Optimization #2: MicroCompact Tool Results
def microcompact(tool_output, lines_to_keep=8, tail_lines=5):
# ...
return f"{first_lines}\n... ({len(output)} chars omitted)\n{tail_lines}"
This compression reduces tool output size by 80-93%, preserving context space.
Optimization #3: Forced Switching from Exploration to Production
if step >= 6:
available_tools = [] # Enforce text output mode
Forcing the switch at step six increased multi-step task success rates from near 0% to reliable execution.
Optimization #4: think=false for Token Efficiency
model_params = {"think": False} # Disable thought output
Disabling thinking mode reduced token consumption by 8-10x (1024 to 131 tokens).

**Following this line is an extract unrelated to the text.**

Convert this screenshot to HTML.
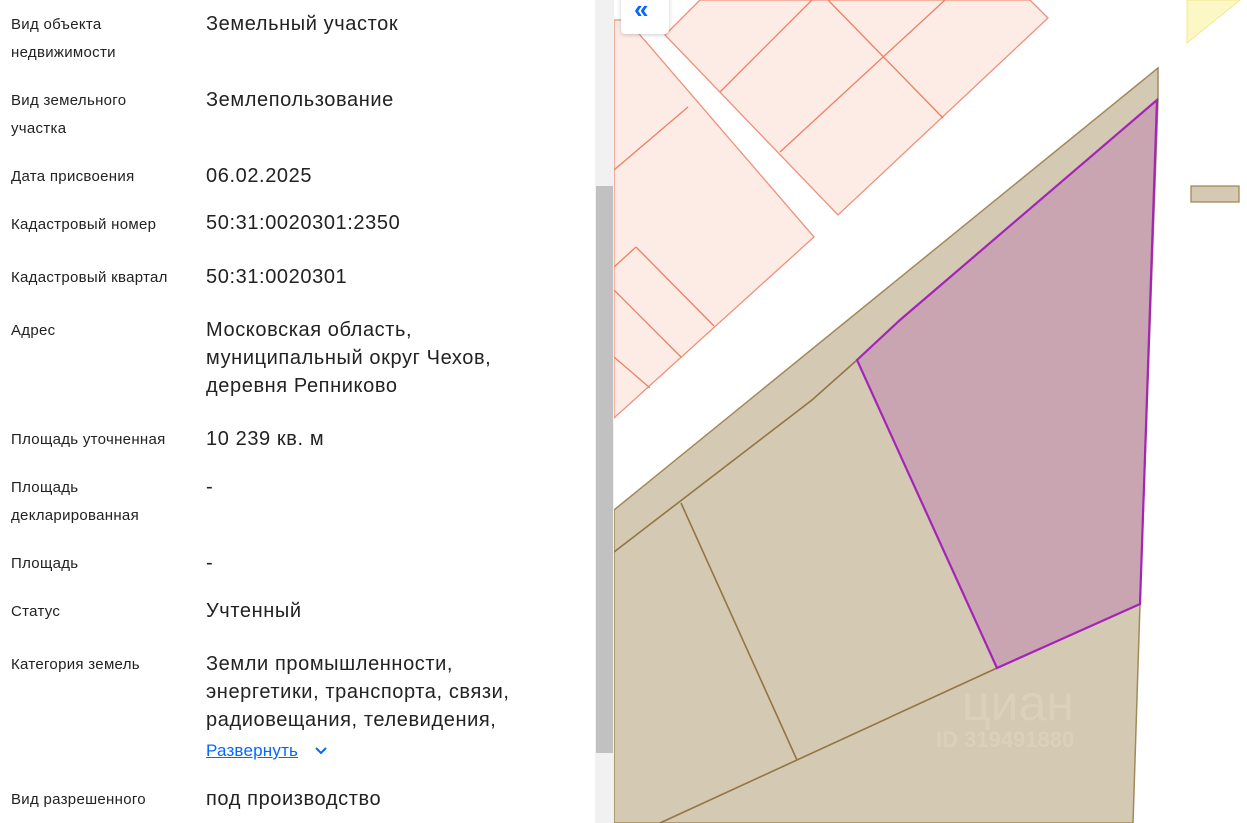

Optimization #5: Deferred ToolSearch Loading
initial_tools = ["ToolSearch"] # Load tools dynamically
Deferred loading saved 339 prompt tokens (60% reduction), devoting more space to task descriptions.
Optimization #6: External Memory Mechanisms
class AutoDream:
def __init__(self):
self.memory = {}
# ...
def integrate(self, observations):
# Silently integrate into structured JSON
pass
External memory and autoDream enabled the model to recall user preferences and interactions.
Optimization #7: KV Cache Forking (Theoretically Useful, Practically Limited)
# Currently ineffective in single-card Ollama environments
# Requires vLLM or continuous batching backend
Limitation: This optimization showed only 1.1x acceleration in my setup, highlighting the need for compatible infrastructure.
Optimization #8: Strict Verified Write Discipline
def verified_write(file_path, content):
write_success = write_file(file_path, content)
if write_success:
verification = read_back(file_path)
if verification == content:
update_memory("write_success", file_path)
return True
return False
Verified writes ensure task reliability, handling hardware faults and permission issues.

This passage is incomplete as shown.